Canada’s Crypto Crackdown: What the Regulators Don’t Want You to Know! 🧐

Hold onto your hats! By 2025, the wild and wacky world of crypto trading in Canada has been squished, poked, and prodded by a bunch of very serious grown-ups called the Canadian Securities Administrators (aka CSA). Spoiler alert: they now have even more rules than your grandma’s cookie recipe.​

Crypto Trading Platforms: Now With Extra Chains!

Those sneaky crypto platforms you’ve been trusting? They’ve got to sign up with a principal regulator (sounds fancy, doesn’t it?), keep clients’ digital coins in locked boxes, and no more wild margin trading or stablecoin parties—unless the CSA gives a thumbs up. Misbehave, and they’re shown the exit door faster than you can say “blockchain.”​

Crypto-Investment Funds: The Rules Just Got Crunchier

Come April 2025, the CSA decided investment funds sniffing around crypto must follow new “do’s and don’ts.” Only some crypto goodies are allowed, and they have to be babysat carefully, so investors don’t end up crying in their porridge. It’s all about making this crypto circus a little less wild and a lot more boring… uh, stable.

Crypto regulation chaos

Tax Time for Your Crypto Wars

The Canada Revenue Agency (CRA) is now the grumpy tax wizard who treats your digital coins like precious commodities. If you make money, whether from selling or just dabbling, expect the taxman to snatch 50% of your gains or the full amount if it looks like income. Oh, and exchanges must tattle on any transactions over CAD 10,000. Next year? They’ll be blabbering even more, sharing your secrets faster than a gossip at a tea party.

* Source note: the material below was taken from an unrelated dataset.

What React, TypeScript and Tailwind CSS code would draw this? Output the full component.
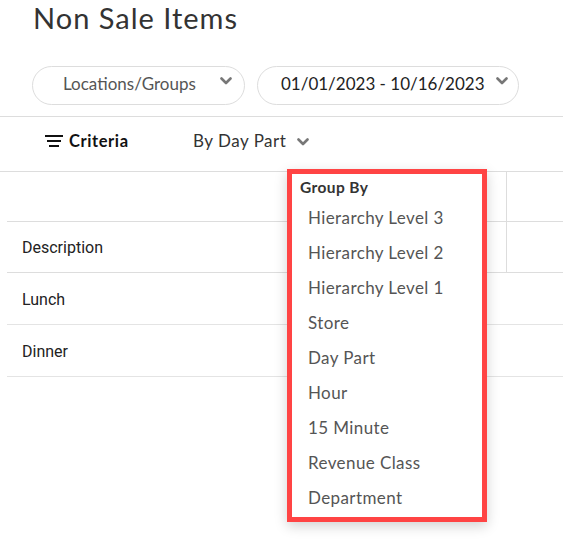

The Anti-Money Laundering Squad Enters Stage Left

If you’re dreaming of hiding your crypto loot, think again. Under the fancy-named Proceeds of Crime Act, any folks dealing in virtual currencies must register as legit money services businesses with FINTRAC and play detective, reporting suspicious moves and big money transfers. No more hide-and-seek with your digital dollars!

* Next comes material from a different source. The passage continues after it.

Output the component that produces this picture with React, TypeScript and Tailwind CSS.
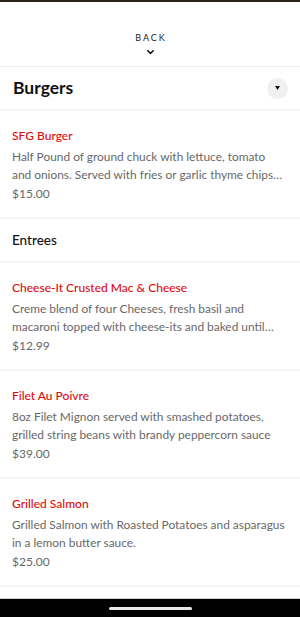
import React from "react";

type Item = {
  name: string;
  description: string;
  price: string;
};

const burgers: Item[] = [
  {
    name: "SFG Burger",
    description:
      "Half Pound of ground chuck with lettuce, tomato and onions. Served with fries or garlic thyme chips and a pickle spear.",
    price: "$15.00",
  },
];

const entrees: Item[] = [
  {
    name: "Cheese-It Crusted Mac & Cheese",
    description:
      "Creme blend of four Cheeses, fresh basil and macaroni topped with cheese-its and baked until golden brown.",
    price: "$12.99",
  },
  {
    name: "Filet Au Poivre",
    description:
      "8oz Filet Mignon served with smashed potatoes, grilled string beans with brandy peppercorn sauce",
    price: "$39.00",
  },
  {
    name: "Grilled Salmon",
    description:
      "Grilled Salmon with Roasted Potatoes and asparagus in a lemon butter sauce.",
    price: "$25.00",
  },
];

function MenuItem({ item }: { item: Item }) {
  return (
    <div className="pl-3 pr-[13px] pt-[17px] pb-[15px] border-b-2 border-[#f5f5f5]">
      <p className="text-[12px] leading-[16px] text-[#e00c0c] font-medium">{item.name}</p>
      <p className="mt-[4px] text-[11.9px] leading-[17.5px] text-[#686868] line-clamp-2">
        {item.description}
      </p>
      <p className="mt-[3px] text-[12px] leading-[16px] text-[#686868]">{item.price}</p>
    </div>
  );
}

export default function App() {
  return (
    <div
      className="w-[300px] h-[617px] bg-white flex flex-col overflow-hidden"
      style={{ fontFamily: "Lato, 'Noto Sans', sans-serif" }}
    >
      <div className="h-[2px] bg-[#2b2416]" />
      <div className="flex-1 overflow-hidden">
        <div className="h-[65px] flex flex-col items-center pt-[31px] border-b border-[#eeeeee]">
          <span className="text-[9px] leading-[10px] tracking-[2px] pl-[2px] text-[#222]">BACK</span>
          <svg width="9" height="6" viewBox="0 0 9 6" className="mt-[6px]">
            <path d="M1.3 1.3 L4.5 4.4 L7.7 1.3" stroke="#111" strokeWidth="1.5" fill="none" />
          </svg>
        </div>
        <div className="h-[44px] flex items-center justify-between pl-[13px] pr-[12px] border-b-2 border-[#f5f5f5]">
          <h1 className="text-[17.5px] font-bold text-[#111]">Burgers</h1>
          <button className="w-[21px] h-[21px] rounded-full bg-[#f0f0f0] flex items-center justify-center">
            <svg width="5" height="4" viewBox="0 0 5 4">
              <path d="M0 0 L5 0 L2.5 4 Z" fill="#111" />
            </svg>
          </button>
        </div>
        {burgers.map((item) => (
          <MenuItem key={item.name} item={item} />
        ))}
        <div className="h-[44px] flex items-center px-3 border-b-2 border-[#f5f5f5]">
          <h2 className="text-[13.5px] font-medium text-[#111]">Entrees</h2>
        </div>
        {entrees.map((item) => (
          <MenuItem key={item.name} item={item} />
        ))}
      </div>
      <div className="h-[19px] bg-black flex items-center justify-center border-t border-[#cfcfcf]">
        <div className="w-[83px] h-[3px] rounded-full bg-[#e8e8e8]" />
      </div>
    </div>
  );
}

Big Players: Who Stayed, Who Fled

In this crypto jungle, Coinbase earned a shiny badge as the first international crypto exchange to get a restricted dealer pass in Canada—like being allowed into the fancy club by promising to play nice. Meanwhile, Binance waved a dramatic “so long, suckers!” in 2024 and bolted out of Canada, probably relieved to escape the ever-tightening noose of rules.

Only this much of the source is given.